All those cool sizzling synth sounds you love? They came attached to parrot-headed divots called things like Kajagoogoo, and if you think it’s funny getting Rick-rolled, try doing it for three years solid, only he brings along a never-ending parade of equally gormless boys and girls-next-door with all the charismatic star quality of Apple Store Geniuses and one Stock, Aitken and Waterman tune between them.

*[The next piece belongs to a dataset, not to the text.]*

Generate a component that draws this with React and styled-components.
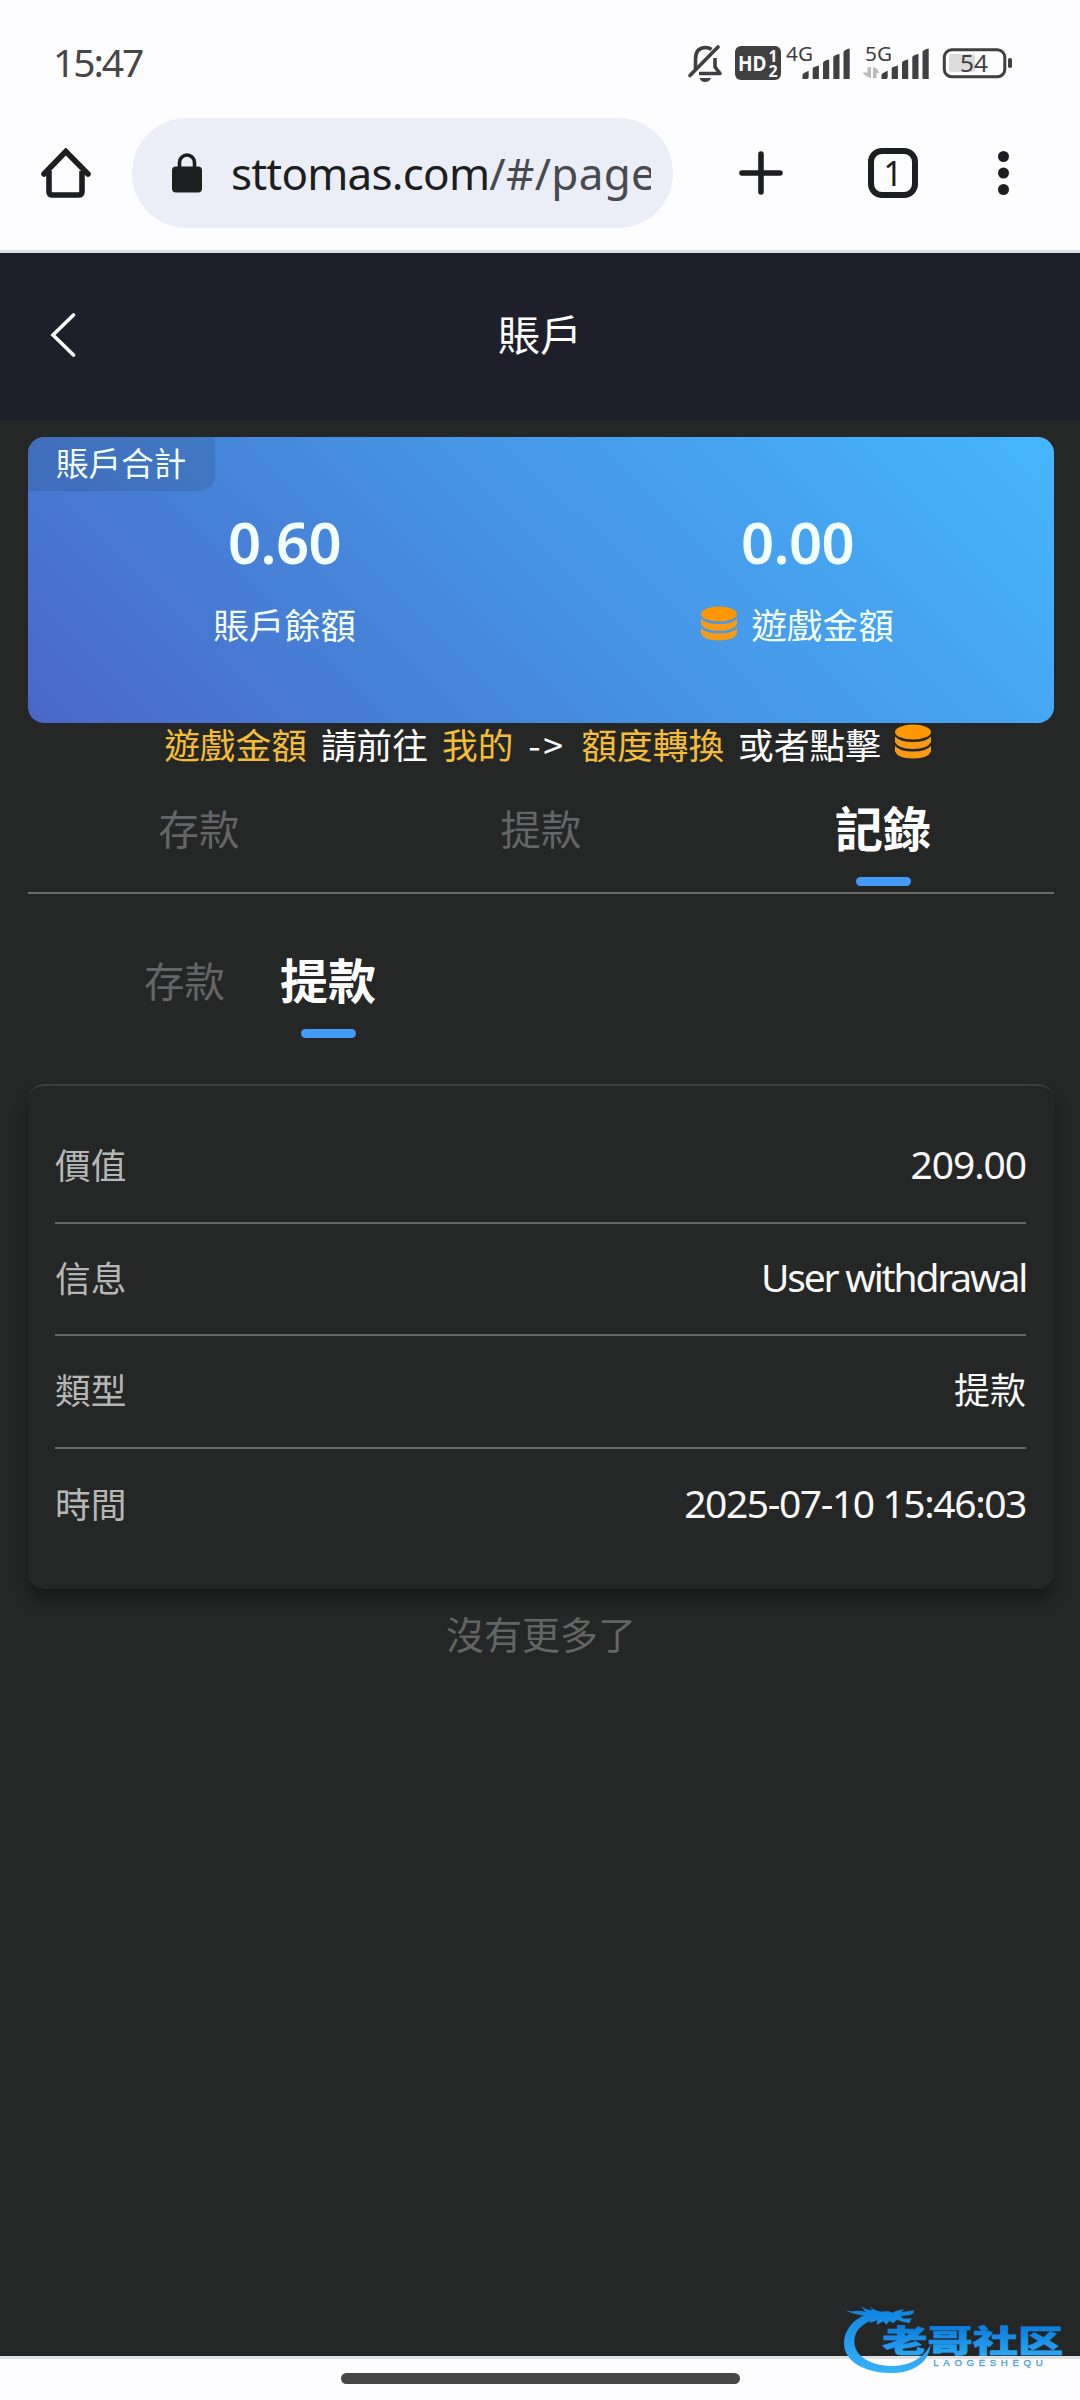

If you’re bored by all the Latin pop ‘Despacito’ rip-offs clogging up the charts all summer, count yourself lucky – we had Jive Bunny megamixes and sangria-drenched pop songs by Black Lace that your parents would conga round botulism-infected swimming pools in Magaluf to. Sick to death of Lana Del Rey being pouty and miserable all the time? At least she’s not a green, nappy-wearing puppet of some unidentifiable breed of flightless bird. It’s a source of unending frustration to those of us that lived through the ’80s that its revival focuses almost entirely on the mainstream chart aesthetic of the age rather than the good stuff – The Smiths, The Cure, Pixies, Happy Mondays, The Jesus & Mary Chain. It’s like getting wistful about the middle ages by injecting yourself with undiluted plague.
It was an era of shallowness, pretence and – if my personal experience of the decade was representative – zero sex whatsoever. So I can’t wait for the first band to Lambeth Walk up to me, click their heels in the air, go “oi oi!” and kick off the ‘90s revival.
I was out for a night with ’90s aftershow Zelig Chris McCormack of Britrockers Three Colours Red the other week, which must surely be the first sign of 1995 coming back into some sort of fashion, even though it was in a swanky winery in Zagreb rather than the bar of the Reading Ramada hotel during festival weekend, just before the annual police raid and 4am fire drill.
But even then, I worry for the future direction of revivals. After the ’90s revival winds up around 2026 and the ’00s revival of heroin-addled shamble-indie ends with a mercifully brief Pigeon Detectives comeback in 2034, what then?
How could anybody revive the ’10s, a decade lacking any fundamental, defining aesthetic or sonic characteristics? What would that even be? Ironic post-racism? Twerk yoga? Underground punk acts slipping in drainpipe EDM noises and snippets of lyrics from ‘The Shape Of You’?
The music industry has become so adept at regurgitating the past that the biggest musical genre of the current era is a sort of reformed Brit Awards/X Factor version of classic soul – if there was a ‘10s revival decades hence, would we even notice it, or would we just think it was the latest in a ceaseless chain of production-line Lewis Capaldis?
So let’s forgo chronology. Instead of a ’90s revival, let’s have a communal return to the 1920s – clubs full of bob-haired flappers trying to do the Charlston to ‘Hey Ya’ on ketamine.
Or maybe the release of the smallpox virus from the melting permafrost will prompt a 1640s revival, a generation of mead-swilling cavaliers shredding lutes and trying to make EDM-speed beats on tibors to soundtrack the Brexit Civil War. Better still, perhaps Rory Stewart’s confession of opium use might kick off an 1810s revival full of foppish poets ripped off their cravats on laudanum and penning symphonies about the ineffable allure of Kylie Jenner.
Anything but more sizzling retro synths, please. I wasted enough of my life in the ‘80s, I don’t wanna waste no more.